SourceID is the single logical tool-corpus identifier. There is one tool registry per deployment, identical across replicas (same binary plus the same DB-backed visibility config), so a constant source_id is sufficient; vectors keyed on it are shared by every replica.
const SourceKind = "tools"
SourceKind is the indexjobs source_kind this package serves.
Variables ¶
This section is empty.
Functions ¶
This section is empty.
Types ¶
type CurrentItemsFunc ¶ added in v1.75.1
CurrentItemsFunc returns the live tool corpus to index: the same items the worker's Source.LoadItems produces. The Sink calls it from FindGaps to diff the running registry against the persisted vectors, so gap detection sees the in-process tool set (descriptions, deny flips) a DB count never could.
type ScoredTool ¶
ScoredTool is one tool name with its cosine similarity to a query, returned by the store's similarity ranking. Score is in [-1, 1] (1 = identical direction); for the platform's normalized embeddings it is effectively [0, 1].
type Sink ¶
type Sink struct {
// contains filtered or unexported fields
}
Sink implements indexjobs.Sink for the tools kind over the tool_embeddings table. The key's SourceID is used verbatim as the tool_embeddings source_id; there is no composite encoding because, unlike api-catalog, the tool corpus is a single flat set per source.
func NewSink ¶
func NewSink(store *Store, currentItems CurrentItemsFunc) *Sink
NewSink returns a Sink backed by the given store. currentItems supplies the live tool corpus for content-drift gap detection; when nil, FindGaps falls back to re-syncing every sweep so a wiring mistake never silently stops indexing.
func (*Sink) Coverage ¶ added in v1.73.0
Coverage reports the tools kind's indexed/expected ratio. Because a successful index writes the complete registered set atomically (Store.Replace), the indexed vector count is also the expected count: the dashboard shows a real N / N · 100% just like the other kinds, with no separately-stored expected that could drift out of sync.

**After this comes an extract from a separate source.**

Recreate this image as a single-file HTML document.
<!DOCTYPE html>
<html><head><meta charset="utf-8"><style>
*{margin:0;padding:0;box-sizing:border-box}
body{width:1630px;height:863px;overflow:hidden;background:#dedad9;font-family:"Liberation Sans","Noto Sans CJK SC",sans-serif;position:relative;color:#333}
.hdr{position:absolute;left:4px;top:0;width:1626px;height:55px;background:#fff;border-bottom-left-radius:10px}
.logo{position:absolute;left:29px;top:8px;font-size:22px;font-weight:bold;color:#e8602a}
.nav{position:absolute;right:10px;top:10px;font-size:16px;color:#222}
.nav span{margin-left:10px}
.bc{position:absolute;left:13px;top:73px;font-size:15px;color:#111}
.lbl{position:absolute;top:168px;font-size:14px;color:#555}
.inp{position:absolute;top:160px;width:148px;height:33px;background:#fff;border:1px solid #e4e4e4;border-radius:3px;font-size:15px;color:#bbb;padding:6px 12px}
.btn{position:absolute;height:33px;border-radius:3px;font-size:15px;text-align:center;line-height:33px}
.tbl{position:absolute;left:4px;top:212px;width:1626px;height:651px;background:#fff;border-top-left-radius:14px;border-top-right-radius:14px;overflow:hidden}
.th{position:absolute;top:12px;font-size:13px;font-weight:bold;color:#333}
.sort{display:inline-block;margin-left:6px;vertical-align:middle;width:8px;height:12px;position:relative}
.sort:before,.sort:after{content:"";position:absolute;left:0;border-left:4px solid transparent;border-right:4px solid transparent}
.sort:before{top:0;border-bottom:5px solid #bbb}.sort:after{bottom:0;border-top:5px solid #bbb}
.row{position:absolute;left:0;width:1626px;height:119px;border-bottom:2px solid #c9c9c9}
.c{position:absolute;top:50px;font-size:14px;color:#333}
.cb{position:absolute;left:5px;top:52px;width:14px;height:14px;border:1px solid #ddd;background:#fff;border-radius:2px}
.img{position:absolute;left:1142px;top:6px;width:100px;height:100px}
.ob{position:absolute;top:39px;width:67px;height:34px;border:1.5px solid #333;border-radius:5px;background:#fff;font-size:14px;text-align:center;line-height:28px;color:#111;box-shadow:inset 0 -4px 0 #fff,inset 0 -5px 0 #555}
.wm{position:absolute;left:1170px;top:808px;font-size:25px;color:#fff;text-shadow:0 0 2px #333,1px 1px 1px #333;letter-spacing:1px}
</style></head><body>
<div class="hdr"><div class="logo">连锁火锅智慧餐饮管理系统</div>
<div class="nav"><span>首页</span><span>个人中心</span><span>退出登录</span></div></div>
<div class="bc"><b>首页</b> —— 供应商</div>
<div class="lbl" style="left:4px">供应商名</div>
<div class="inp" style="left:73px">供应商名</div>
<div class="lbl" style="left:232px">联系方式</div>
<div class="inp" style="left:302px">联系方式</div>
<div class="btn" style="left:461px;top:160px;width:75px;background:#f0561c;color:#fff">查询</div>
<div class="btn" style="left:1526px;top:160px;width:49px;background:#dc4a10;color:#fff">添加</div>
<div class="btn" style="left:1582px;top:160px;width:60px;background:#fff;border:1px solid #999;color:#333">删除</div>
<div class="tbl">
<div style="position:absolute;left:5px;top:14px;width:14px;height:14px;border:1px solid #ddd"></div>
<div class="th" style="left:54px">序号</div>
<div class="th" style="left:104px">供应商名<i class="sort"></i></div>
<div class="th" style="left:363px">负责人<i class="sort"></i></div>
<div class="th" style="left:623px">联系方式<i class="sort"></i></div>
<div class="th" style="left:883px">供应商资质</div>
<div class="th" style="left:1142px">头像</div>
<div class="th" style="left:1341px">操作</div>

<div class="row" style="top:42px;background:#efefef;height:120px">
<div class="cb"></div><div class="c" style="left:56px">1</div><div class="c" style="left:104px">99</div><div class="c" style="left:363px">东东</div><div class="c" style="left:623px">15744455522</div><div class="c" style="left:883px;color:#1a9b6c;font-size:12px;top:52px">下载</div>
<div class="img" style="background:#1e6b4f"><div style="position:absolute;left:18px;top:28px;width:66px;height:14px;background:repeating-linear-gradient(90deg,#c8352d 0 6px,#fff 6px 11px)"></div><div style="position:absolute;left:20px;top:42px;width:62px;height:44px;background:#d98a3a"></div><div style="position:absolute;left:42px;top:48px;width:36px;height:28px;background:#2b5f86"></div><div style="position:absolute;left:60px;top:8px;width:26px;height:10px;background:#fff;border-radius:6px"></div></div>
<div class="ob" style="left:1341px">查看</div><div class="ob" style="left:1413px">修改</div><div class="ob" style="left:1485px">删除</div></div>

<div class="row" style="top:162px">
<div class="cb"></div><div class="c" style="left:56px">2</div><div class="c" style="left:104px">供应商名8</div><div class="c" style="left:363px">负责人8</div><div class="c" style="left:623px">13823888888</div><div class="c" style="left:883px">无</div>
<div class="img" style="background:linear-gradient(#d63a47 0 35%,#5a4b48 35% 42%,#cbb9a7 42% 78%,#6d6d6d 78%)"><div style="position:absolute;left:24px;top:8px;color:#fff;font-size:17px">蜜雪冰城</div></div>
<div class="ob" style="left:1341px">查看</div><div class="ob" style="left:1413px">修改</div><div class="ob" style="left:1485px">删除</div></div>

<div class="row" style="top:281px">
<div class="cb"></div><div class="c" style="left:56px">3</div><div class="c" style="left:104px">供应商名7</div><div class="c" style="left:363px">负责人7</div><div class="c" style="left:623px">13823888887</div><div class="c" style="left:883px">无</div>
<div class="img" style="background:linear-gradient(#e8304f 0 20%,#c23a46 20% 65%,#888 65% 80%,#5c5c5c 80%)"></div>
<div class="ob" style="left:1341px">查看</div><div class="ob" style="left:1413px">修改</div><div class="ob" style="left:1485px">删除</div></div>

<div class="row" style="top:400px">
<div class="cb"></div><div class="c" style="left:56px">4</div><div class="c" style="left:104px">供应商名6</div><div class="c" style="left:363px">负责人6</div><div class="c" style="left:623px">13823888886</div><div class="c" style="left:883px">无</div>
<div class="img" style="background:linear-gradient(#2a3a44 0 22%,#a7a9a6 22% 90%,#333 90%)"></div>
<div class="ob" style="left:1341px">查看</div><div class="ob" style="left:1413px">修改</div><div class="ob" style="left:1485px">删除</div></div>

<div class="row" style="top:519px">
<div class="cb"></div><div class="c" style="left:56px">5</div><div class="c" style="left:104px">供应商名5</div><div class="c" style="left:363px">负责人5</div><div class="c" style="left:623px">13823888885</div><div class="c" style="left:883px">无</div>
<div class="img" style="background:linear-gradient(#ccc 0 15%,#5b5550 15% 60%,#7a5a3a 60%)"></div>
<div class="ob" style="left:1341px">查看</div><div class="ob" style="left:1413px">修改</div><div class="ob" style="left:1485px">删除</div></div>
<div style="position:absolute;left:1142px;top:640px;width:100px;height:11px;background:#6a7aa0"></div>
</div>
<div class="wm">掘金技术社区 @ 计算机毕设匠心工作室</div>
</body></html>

The drift signal (a tool added, removed, or edited since the last index) is the content-hash gap check (FindGaps), which moves the verdict to Indexing while the reconciler catches up.
func (*Sink) FindGaps ¶
FindGaps reports whether the live tool corpus has drifted from the persisted vectors, returning the single tools source when it has and an empty slice when the index is in sync.

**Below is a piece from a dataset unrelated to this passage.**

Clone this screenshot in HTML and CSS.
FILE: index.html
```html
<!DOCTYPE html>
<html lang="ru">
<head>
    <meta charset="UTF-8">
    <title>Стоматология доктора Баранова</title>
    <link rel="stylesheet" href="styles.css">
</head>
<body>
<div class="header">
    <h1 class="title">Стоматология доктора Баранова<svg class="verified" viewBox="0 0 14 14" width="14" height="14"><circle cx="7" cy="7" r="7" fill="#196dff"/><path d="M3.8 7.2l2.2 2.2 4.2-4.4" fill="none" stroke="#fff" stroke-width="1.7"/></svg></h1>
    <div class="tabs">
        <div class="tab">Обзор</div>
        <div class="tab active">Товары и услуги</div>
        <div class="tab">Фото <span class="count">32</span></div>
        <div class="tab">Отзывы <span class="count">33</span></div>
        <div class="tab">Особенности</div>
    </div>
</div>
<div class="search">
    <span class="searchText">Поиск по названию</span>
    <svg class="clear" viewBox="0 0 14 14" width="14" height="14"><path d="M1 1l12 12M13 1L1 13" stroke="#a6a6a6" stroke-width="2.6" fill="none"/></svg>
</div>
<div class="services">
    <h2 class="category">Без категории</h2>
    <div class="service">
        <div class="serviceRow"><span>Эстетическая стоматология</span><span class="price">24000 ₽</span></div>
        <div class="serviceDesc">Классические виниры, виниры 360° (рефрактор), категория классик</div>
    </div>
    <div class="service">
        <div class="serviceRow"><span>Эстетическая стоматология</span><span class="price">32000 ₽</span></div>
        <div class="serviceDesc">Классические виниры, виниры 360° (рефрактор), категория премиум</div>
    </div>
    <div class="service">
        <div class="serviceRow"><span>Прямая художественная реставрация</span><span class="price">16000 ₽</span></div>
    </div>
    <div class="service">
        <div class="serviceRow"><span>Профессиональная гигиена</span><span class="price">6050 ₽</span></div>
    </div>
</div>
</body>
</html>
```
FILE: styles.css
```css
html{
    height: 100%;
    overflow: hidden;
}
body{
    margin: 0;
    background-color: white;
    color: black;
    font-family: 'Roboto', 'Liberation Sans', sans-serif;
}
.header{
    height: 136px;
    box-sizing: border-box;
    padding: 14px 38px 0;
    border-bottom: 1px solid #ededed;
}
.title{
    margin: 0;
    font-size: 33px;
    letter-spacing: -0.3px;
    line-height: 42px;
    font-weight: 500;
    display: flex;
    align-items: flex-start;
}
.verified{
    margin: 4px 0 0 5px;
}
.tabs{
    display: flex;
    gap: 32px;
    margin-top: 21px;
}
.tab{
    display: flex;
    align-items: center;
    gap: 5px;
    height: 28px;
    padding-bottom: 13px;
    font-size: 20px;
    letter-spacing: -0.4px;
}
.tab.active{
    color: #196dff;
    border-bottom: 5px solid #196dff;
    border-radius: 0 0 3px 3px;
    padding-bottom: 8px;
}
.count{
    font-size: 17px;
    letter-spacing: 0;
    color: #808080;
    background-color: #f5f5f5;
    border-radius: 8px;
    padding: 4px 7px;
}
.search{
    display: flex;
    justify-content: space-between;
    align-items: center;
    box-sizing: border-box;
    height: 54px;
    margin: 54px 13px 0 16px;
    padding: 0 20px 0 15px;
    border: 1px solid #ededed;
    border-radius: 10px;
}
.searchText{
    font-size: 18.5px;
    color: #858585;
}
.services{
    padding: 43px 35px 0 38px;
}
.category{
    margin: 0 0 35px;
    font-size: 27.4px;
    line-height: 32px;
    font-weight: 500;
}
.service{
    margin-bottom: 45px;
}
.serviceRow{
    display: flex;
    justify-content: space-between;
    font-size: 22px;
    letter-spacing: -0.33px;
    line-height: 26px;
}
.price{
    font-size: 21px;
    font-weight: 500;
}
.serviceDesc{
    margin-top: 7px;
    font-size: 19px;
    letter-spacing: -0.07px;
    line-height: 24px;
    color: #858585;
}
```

The tool set lives in the running process (compiled-in toolkits plus admin visibility and description config), and it drifts in ways a count comparison cannot see: a description edit or a deny flip changes the live descriptor without changing the stored vector count. So rather than the api-catalog count diff, this enumerates the live tools and compares each one's embed-text hash against the persisted vector, returning the source on any add, removal, or edit. A steady-state registry produces no gap, so the reconciler stops enqueuing the every-sweep no-op job the unconditional predecessor produced (issue #511); an actual change still converges within one reconcile interval.
currentItems nil is a wiring fault, not a steady state, so FindGaps fails safe by re-syncing rather than silently reporting no gap.

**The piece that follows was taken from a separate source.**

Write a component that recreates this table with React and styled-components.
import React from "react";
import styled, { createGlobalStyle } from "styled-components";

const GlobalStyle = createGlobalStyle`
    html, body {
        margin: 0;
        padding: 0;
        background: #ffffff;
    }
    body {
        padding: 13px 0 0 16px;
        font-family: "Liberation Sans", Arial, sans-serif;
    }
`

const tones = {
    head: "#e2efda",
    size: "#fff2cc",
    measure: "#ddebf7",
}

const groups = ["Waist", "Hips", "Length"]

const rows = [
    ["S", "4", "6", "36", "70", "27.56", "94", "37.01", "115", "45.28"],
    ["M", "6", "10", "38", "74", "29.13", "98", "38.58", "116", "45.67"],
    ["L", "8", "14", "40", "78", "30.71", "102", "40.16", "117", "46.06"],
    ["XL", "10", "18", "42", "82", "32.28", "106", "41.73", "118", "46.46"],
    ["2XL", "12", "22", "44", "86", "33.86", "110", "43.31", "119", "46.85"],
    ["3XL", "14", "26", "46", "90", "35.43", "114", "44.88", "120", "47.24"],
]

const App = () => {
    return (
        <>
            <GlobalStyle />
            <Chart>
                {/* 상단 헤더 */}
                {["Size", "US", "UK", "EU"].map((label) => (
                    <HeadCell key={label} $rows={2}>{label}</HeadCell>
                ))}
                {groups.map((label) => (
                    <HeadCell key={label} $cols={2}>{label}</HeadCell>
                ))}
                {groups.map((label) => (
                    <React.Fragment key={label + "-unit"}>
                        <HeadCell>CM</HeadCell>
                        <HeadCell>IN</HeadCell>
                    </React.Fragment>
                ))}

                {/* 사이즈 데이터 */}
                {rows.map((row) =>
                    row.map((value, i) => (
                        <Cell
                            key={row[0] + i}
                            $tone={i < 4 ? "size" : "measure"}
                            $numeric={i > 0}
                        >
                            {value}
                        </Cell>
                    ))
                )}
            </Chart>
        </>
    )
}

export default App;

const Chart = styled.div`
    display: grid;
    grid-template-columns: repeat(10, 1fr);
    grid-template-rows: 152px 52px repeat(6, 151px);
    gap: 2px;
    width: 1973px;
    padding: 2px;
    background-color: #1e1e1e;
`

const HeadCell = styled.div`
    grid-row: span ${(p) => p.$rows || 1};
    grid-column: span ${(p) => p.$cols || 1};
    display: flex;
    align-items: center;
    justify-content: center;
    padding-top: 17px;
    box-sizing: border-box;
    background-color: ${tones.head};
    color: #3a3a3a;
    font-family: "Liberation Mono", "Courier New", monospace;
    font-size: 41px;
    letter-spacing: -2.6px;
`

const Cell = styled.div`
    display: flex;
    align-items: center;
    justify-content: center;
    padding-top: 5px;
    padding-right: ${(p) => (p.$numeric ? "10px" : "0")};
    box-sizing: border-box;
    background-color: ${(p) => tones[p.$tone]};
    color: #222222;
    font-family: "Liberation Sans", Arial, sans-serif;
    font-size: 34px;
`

func (*Sink) ListExisting ¶
func (s *Sink) ListExisting(ctx context.Context, key indexjobs.Key) (map[string]indexjobs.Vector, error)
ListExisting returns the persisted vectors keyed by tool name for the worker's dedup pass.
func (*Sink) StampExpected ¶
StampExpected is a no-op for the tools kind. The framework calls it after a successful embed to record an expected item count, but tools derives its expected count from the indexed vector total (Coverage), which the atomic full-set Replace keeps equal to the item count, so there is nothing separate to record.
type Store ¶
type Store struct {
// contains filtered or unexported fields
}
Store persists tool embedding vectors (tool_embeddings) and answers the query-time cosine ranking. Backed by PostgreSQL + pgvector.
func (*Store) Coverage ¶ added in v1.73.0
Coverage returns the number of indexed tool vectors for the source. The tools corpus is written as a complete set on every successful index (Replace deletes-absent then inserts), so this count is both "how many are indexed" and "how many there are": indexed equals expected by construction. The Sink reports it as both halves of the dashboard ratio, so there is no separate expected count to store or to drift out of sync.
func (*Store) ListVectors ¶
func (s *Store) ListVectors(ctx context.Context, sourceID string) (map[string]indexjobs.Vector, error)
ListVectors returns every persisted vector for the source, keyed by tool name, for the worker's text-hash dedup pass.
func (*Store) RankBySimilarity ¶
func (s *Store) RankBySimilarity(ctx context.Context, sourceID string, queryVec []float32) ([]ScoredTool, error)
RankBySimilarity returns every indexed tool for the source ordered by cosine similarity to queryVec (most similar first). pgvector's `<=>` is the cosine-distance operator, so 1 - distance is the similarity. No LIMIT is applied: the corpus is small (low hundreds) and the caller filters by persona before capping, which must happen on the full ranked set to avoid a denied tool consuming a top-K slot.